I will say this again, without fear of offending any real estate lawyers. When the Hughes Heirs sold to Rouse Co. in 2004, the heirs real estate lawyers made a colossal error...unless they made a written disclosure to the Hughes Heirs of the risk of "being unsecured" and the Hughes Heirs agreed to go along with the deal structure.
Without getting a deed of trust on the undeveloped Summerlin property, the Hughes heirs became unsecured creditors of Rouse, or even worse contingently equitable owners, as soon as their stock in the company was sold to Rouse. Afterwards, when Rouse sold to General Growth, the Hughes Heirs claims became even more difficult to enforce.
The law on this issue was not exotic or different in 2004. And now, if the disclosure of the risk of loss of future payments was not disclosed to the Hughes Heirs, I am betting the statute of limitations on their lawyers' malpractice (if it occurred) was blown as well.
So this continued beating of a dead horse, by the Hughes Heirs, is going on is beyond my comprehension. The idea of shaking down and beating up General Growth Properties and its unsecured creditors to get a payment for the Hughes Heirs is simply ridiculous. Those sorts of tactics simply don't work in a bankruptcy case as big as this one.
FRM is right. The only one who is going to see any more cash on the Hughes Heirs side of this debacle is their lawyers, who are/will be well paid for tilting at windmills.

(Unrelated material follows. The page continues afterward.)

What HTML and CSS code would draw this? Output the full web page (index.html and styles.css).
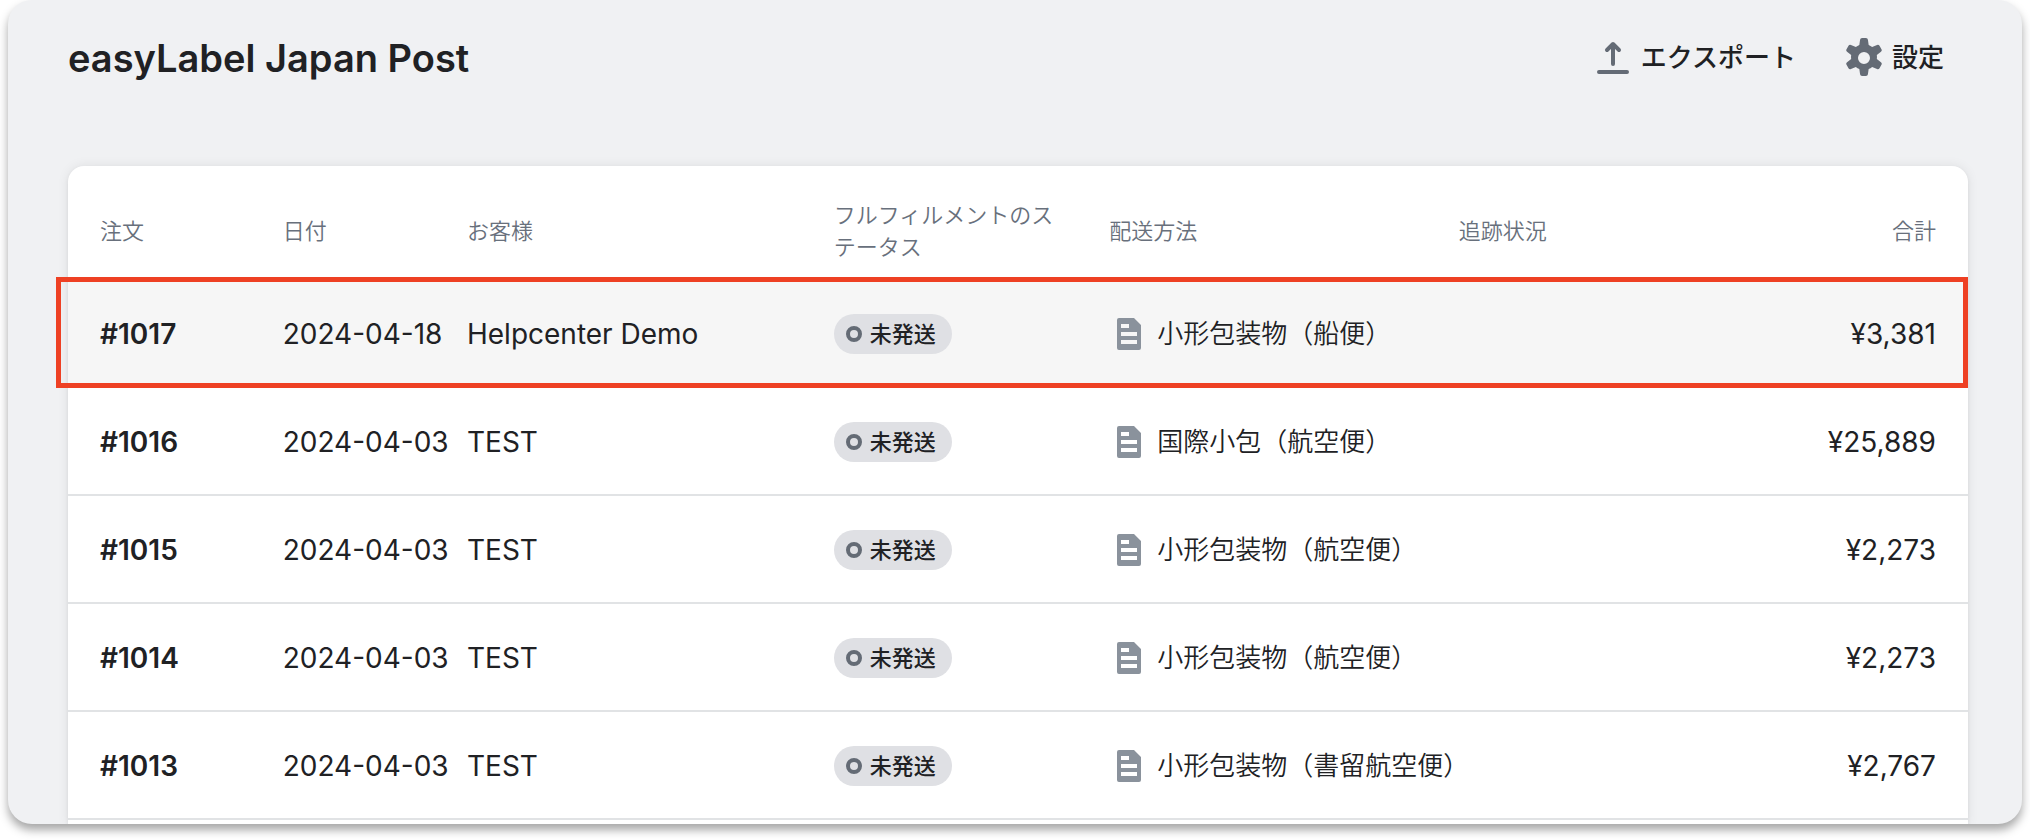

The only one's "feeding at the trough" are the Hughes Heirs that want it both ways. The survival of GGP is much more important then handing out another 500 Million on top of an initial 500 Million for property that is valued today at 430 Million. Hughes Heirs can take it in the shorts just like the rest of us, maybe they should just get a job. I for one would prefer GGP to finish the Summerlin Project versus going broke paying heirs that had nothing to do with the original wealth Howard accumulated.